Despite her frostiness my brother and us managed to keep our relationship going. But, five years ago, they had their first child. This is where the whole thing turned really sour. By absolute chance I happened to be in the country the week after the baby was born. Naturally, I asked my brother whether I could come and see them even if briefly towards the end of my stay (baby would have been almost two weeks by then), to give them time to recover. I said I only wanted to pop in, to say congratulations to him and hello to the baby and was not hoping to stay long at all. He said I couldn’t, that E had stipulated at least two weeks exclusion and that he couldn’t even ask her. He was sorry about that. I understand that as new parents you need space, but I wasn’t going to be there for another six months so I felt really sad that I could not see my brother now that he was a father. My mum was heartbroken about all this and so was I. I came back to the UK leaving with my mum the presents and money I was going to give them. They only allowed my mum to see the baby when she was six weeks old for one hour, after which E took her to feed and never came out the room again.

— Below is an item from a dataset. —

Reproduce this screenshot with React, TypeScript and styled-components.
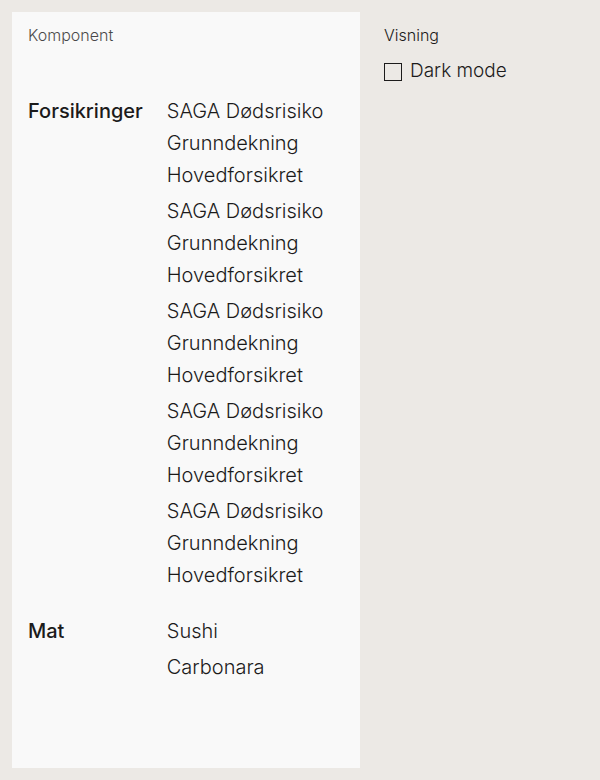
import React, { useState } from "react";
import styled, { createGlobalStyle } from "styled-components";

const GlobalStyle = createGlobalStyle`
  *, *::before, *::after { box-sizing: border-box; }
  body {
    margin: 0;
    background: #ece9e5;
    color: #1c1b1b;
    font-family: Inter, "Liberation Sans", sans-serif;
    font-weight: 300;
  }
`;

const Page = styled.div`
  display: grid;
  grid-template-columns: minmax(0, 1fr) 216px;
  gap: 24px;
  min-height: 100vh;
  padding: 12px 0 12px 12px;
`;

const Example = styled.main<{ $dark: boolean }>`
  padding: 11px 16px 84px;
  background: ${(p) => (p.$dark ? "#1c1b1b" : "#f9f9f9")};
  color: ${(p) => (p.$dark ? "#f9f9f9" : "#1c1b1b")};
`;

const Controls = styled.aside`
  padding-top: 11px;
`;

const Heading = styled.h2<{ $muted?: boolean }>`
  margin: 0;
  font-size: 16px;
  line-height: 24px;
  font-weight: 300;
  opacity: ${(p) => (p.$muted ? 0.8 : 1)};
`;

const List = styled.dl`
  display: grid;
  grid-template-columns: auto 1fr;
  column-gap: 24px;
  row-gap: 24px;
  margin: 48px 0 0;
  font-size: 20px;
  line-height: 32px;
`;

const Group = styled.div`
  display: grid;
  grid-template-columns: subgrid;
  grid-column: 1 / -1;
  row-gap: 4px;
`;

const Term = styled.dt`
  font-weight: 500;
`;

const Detail = styled.dd`
  grid-column: 2;
  margin: 0;
`;

const Choice = styled.label`
  display: flex;
  align-items: flex-start;
  gap: 8px;
  margin-top: 8px;
  font-size: 19px;
  line-height: 32px;
`;

const Checkbox = styled.input`
  appearance: none;
  width: 18px;
  height: 18px;
  margin: 8px 0 0;
  border: 1px solid #1c1b1b;
  background: transparent;
  &:checked { background: #1c1b1b; box-shadow: inset 0 0 0 3px #ece9e5; }
`;

const insurance = ["SAGA Dødsrisiko", "Grunndekning", "Hovedforsikret"];
const groups = [
  { term: "Forsikringer", details: Array.from({ length: 5 }, () => insurance) },
  { term: "Mat", details: [["Sushi"], ["Carbonara"]] },
];

export default function App() {
  const [dark, setDark] = useState(false);
  return (
    <>
      <GlobalStyle />
      <Page>
        <Example $dark={dark}>
          <Heading $muted>Komponent</Heading>
          <List>
            {groups.map((group) => (
              <Group key={group.term}>
                <Term>{group.term}</Term>
                {group.details.map((lines, i) => (
                  <Detail key={i}>
                    {lines.map((line) => <div key={line}>{line}</div>)}
                  </Detail>
                ))}
              </Group>
            ))}
          </List>
        </Example>
        <Controls>
          <Heading>Visning</Heading>
          <Choice>
            <Checkbox type="checkbox" checked={dark} onChange={(e) => setDark(e.target.checked)} />
            Dark mode
          </Choice>
        </Controls>
      </Page>
    </>
  );
}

Since then it has been misery, my mum is not allowed to go and see the child too often and has only visited sporadically when E is at work and under secrecy. I have been to see them a couple of times with my own children but every time I have to go to their town and they don’t invite us in, so we have to stay outdoors, even in bad weather. Conversations are difficult and overly polite. I can’t talk to my brother openly. She barely looks at my children. It is all such a drag. My children asked me why they don’t invite us for lunch if we are so close to their house, they can not understand why they are not hospitable. I make excuses for them.

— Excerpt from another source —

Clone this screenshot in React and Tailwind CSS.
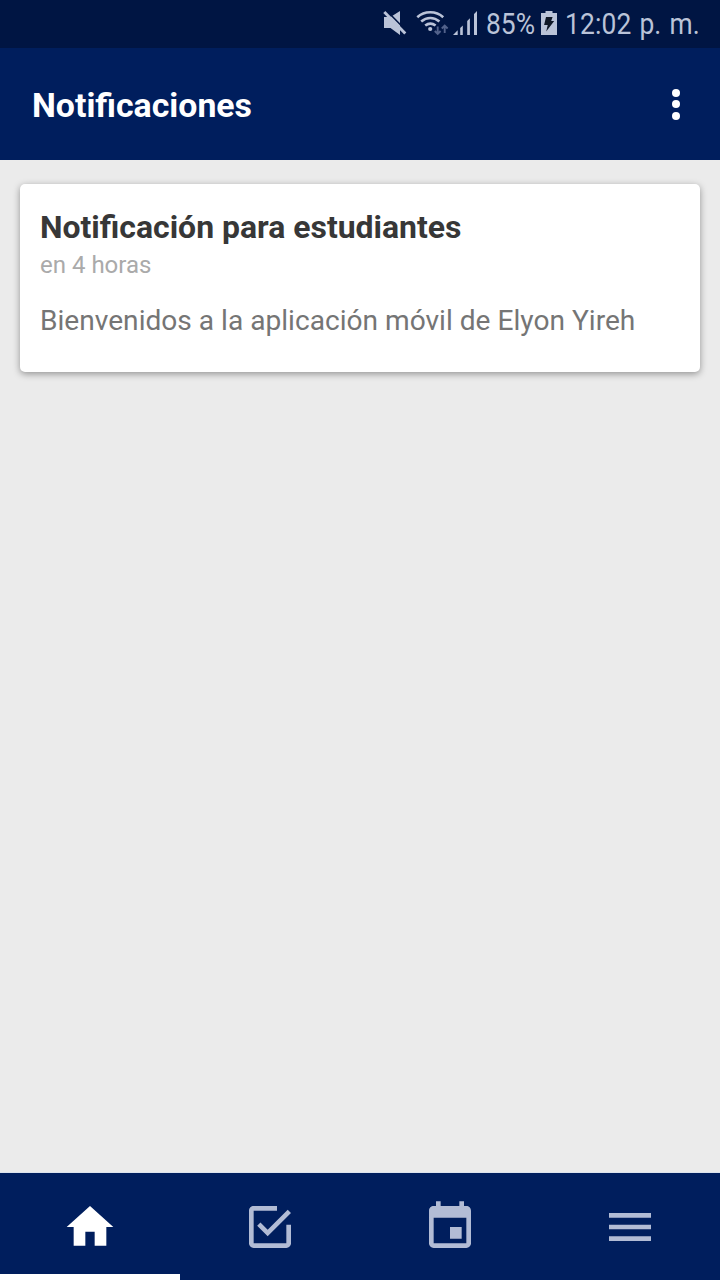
const tabs = [
  { label: 'Inicio', d: 'M10 20v-6h4v6h5v-8h3L12 3 2 12h3v8z' },
  {
    label: 'Tareas',
    d: 'M19 19H5V5h10V3H5c-1.1 0-2 .9-2 2v14c0 1.1.9 2 2 2h14c1.1 0 2-.9 2-2v-8h-2v8zM7.91 10.08L6.5 11.5 11 16 21 6 19.59 4.58 11 13.17z',
  },
  {
    label: 'Calendario',
    d: 'M17 12h-5v5h5v-5zM16 1v2H8V1H6v2H5c-1.11 0-1.99.9-1.99 2L3 19c0 1.1.89 2 2 2h14c1.1 0 2-.9 2-2V5c0-1.1-.9-2-2-2h-1V1h-2zm3 18H5V8h14v11z',
  },
  { label: 'Menú', d: 'M3 18h18v-2H3v2zm0-5h18v-2H3v2zm0-7v2h18V6H3z' },
];

function StatusIcons() {
  return (
    <svg className="h-12 w-[104px] shrink-0" viewBox="376 0 104 48" fill="none" aria-hidden="true">
      <path d="M384 17h6.5L400 11v24l-9.5-7H384z" fill="#bac3d8" />
      <path d="M386.5 10.5L409 33.5" stroke="#001543" strokeWidth="1.6" />
      <path d="M384.3 12L405.3 33.5" stroke="#bac3d8" strokeWidth="2.9" />
      <g stroke="#bac3d8" strokeWidth="2.6">
        <path d="M417.3 17.2C424.5 10.6 436 10.6 443.2 17.2" />
        <path d="M421.2 21.5C426.6 16.8 434 16.8 439.4 21.5" />
        <path d="M425.2 25.6C428.4 23.1 432.4 23.1 435.6 25.6" />
      </g>
      <circle cx="430.2" cy="29" r="2.1" fill="#bac3d8" />
      <g stroke="#52628b" strokeWidth="1.9">
        <path d="M437.7 26.5V34M434.8 31l2.9 3 2.9-3M444.7 33v-7.5M441.8 28.5l2.9-3 2.9 3" />
      </g>
      <g fill="#bac3d8">
        <path d="M453 35l4.7-4.7V35z" />
        <path d="M460.2 35v-7l2.6-2.6V35zM467.2 35V21l2.7-2.7V35zM474 35V14l3-3v24z" />
      </g>
    </svg>
  );
}

function BatteryIcon() {
  return (
    <svg className="ml-[5px] h-12 w-[18px] shrink-0" viewBox="540 0 18 48" aria-hidden="true">
      <path d="M545.5 11h7v2h4.5v22h-16V13h4.5z" fill="#bac3d8" />
      <path d="M546 17h6.6l-1.4 4h3l-8 10.5 1.5-6.5h-3.6z" fill="#101827" />
    </svg>
  );
}

export default function App() {
  return (
    <div className="flex h-[1280px] w-[720px] flex-col overflow-hidden bg-[#ebebeb] font-['Roboto',sans-serif]">
      <div className="flex h-12 shrink-0 items-center bg-[#001543] pl-[376px] text-[30px] leading-[48px] whitespace-nowrap text-[#bac3d8]">
        <StatusIcons />
        <div className="ml-[6px] w-[49px] shrink-0">
          <span className="inline-block origin-left scale-x-[0.88]">85%</span>
        </div>
        <BatteryIcon />
        <div className="ml-[7px] w-[140px] shrink-0">
          <span className="inline-block origin-left scale-x-[0.88] tracking-[0.15px] [word-spacing:1.5px]">
            12:02 p. m.
          </span>
        </div>
      </div>

      <header className="flex h-28 shrink-0 items-center justify-between bg-[#001e5d] pr-8 pl-8 text-white">
        <h1 className="pt-[3px] text-[33.85px] leading-10 font-bold">Notificaciones</h1>
        <button aria-label="Más opciones" className="flex w-6 flex-col items-center gap-[3.5px]">
          <span className="size-2 rounded-full bg-white" />
          <span className="size-2 rounded-full bg-white" />
          <span className="size-2 rounded-full bg-white" />
        </button>
      </header>

      <main className="flex-1 px-5 pt-6">
        <article className="h-[188px] rounded-[5px] bg-white px-5 pt-6 shadow-[0_2px_7px_rgba(0,0,0,0.38)]">
          <h2 className="text-[31.95px] leading-[38px] font-bold text-[#373737]">Notificación para estudiantes</h2>
          <p className="mt-1 text-2xl leading-[30px] text-[#aaaaaa]">en 4 horas</p>
          <p className="mt-[25px] text-[28.12px] leading-8 text-[#757575]">
            Bienvenidos a la aplicación móvil de Elyon Yireh
          </p>
        </article>
      </main>

      <nav className="grid h-[108px] shrink-0 grid-cols-4 border-t border-[#dce3ed] bg-[#001e5d]">
        {tabs.map((tab, i) => (
          <button
            key={tab.label}
            aria-label={tab.label}
            className={
              i === 0
                ? 'flex justify-center border-b-[6px] border-white pt-[26px] text-white'
                : 'flex justify-center pt-[26px] text-[#b2bcd5]'
            }
          >
            <svg className="size-14" viewBox="0 0 24 24" fill="currentColor" aria-hidden="true">
              <path d={tab.d} />
            </svg>
          </button>
        ))}
      </nav>
    </div>
  );
}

Last year he emailed me to say they are expecting their second child who was born a few weeks ago. My mum was allowed to go and meet her granddaughter a month after she was born. She was not invited into their house and she only held her for 5 minutes. She is heartbroken that not only she is not allowed to see her grandchildren in a pleasant way, but also that my brother is not allowed to take his children to her house for visits. She does not know what she has done to warrant this.
I was in the country last week. Although I wanted to see my brother I couldn't face being part of the charade at this point. I spoke to him and told him I was sorry, but that I had not the stomach to go and be treated like that, when I have never done anything to them. He told me he understood and that he was sorry that he had never managed the situation well and that now it seemed to be beyond repair.
He told me that E did not like our mum, never did. With time she’s put all of the family in the same undesirable box, for different reasons. It seems that every time we have met, which have been very few, we have managed to say the wrong thing, made the wrong gesture, assumed the wrong thing. My brother is not quite sure what we have done and says they can't talk about it anymore. E does not speak to her own family either, and according to my brother, she doesn’t like “families”.
My brother knows that E has no real reason to dislike us, but he can’t change that. I accept that. He explained that now that they have children, E can not stand the idea of her children having contact with us. He is trying to reach a halfway point with her, where we can come and visit for very short periods under her supervision, in their territory and under her conditions.
My brother blames himself for all of this. I was trying to explain that it is not his fault, that no one can change how E feels about us, but that is not really our fault or his. I think that what he is going through is emotional abuse. He explains that he doesn’t not want to argue anymore with her, that her position is immovable, that he hasn’t got the strength to talk about it anymore. He says he is just trying to go on. He feels he’s let everyone down, her and us. I tried to explain that in a relationship, if one of the parts feels that there are no-go areas because of the possible consequences, that the relationship is not equal, that one of the parts has all the cards, and the other has none. He thinks that I am taking it all to an extreme.
I am confident that we have not caused this, and that although occasionally we may have said or done the wrong thing, that E would have found issue with everything, so it was a no-win situation from the start. I think that E has a problem that she needs to sort out, because she is putting the father of her children, and supposedly the person she loves in a tough position for which there is no real need. I have no desire to interfere with their life and nor does anyone else. I only want to meet my brother and his children a couple of times a year and have a nice time. I'd like my daughters to meet their cousins. Since she is not allowing him to take the children to visit the family, my brother is declining all the invitations, because he feels that coming on his own to family gatherings will highlight his situation. My sadness at all this is that while I can give up on being an aunt to my nieces, I am having real difficulty in giving up my brother. I miss him when all the family gets together.
I am not sure what I want by posting this, perhaps just some release, or to know whether there is a way I can help my brother or whether I just have to accept that I have lost him.
I am sorry this is so long, thanks for reading.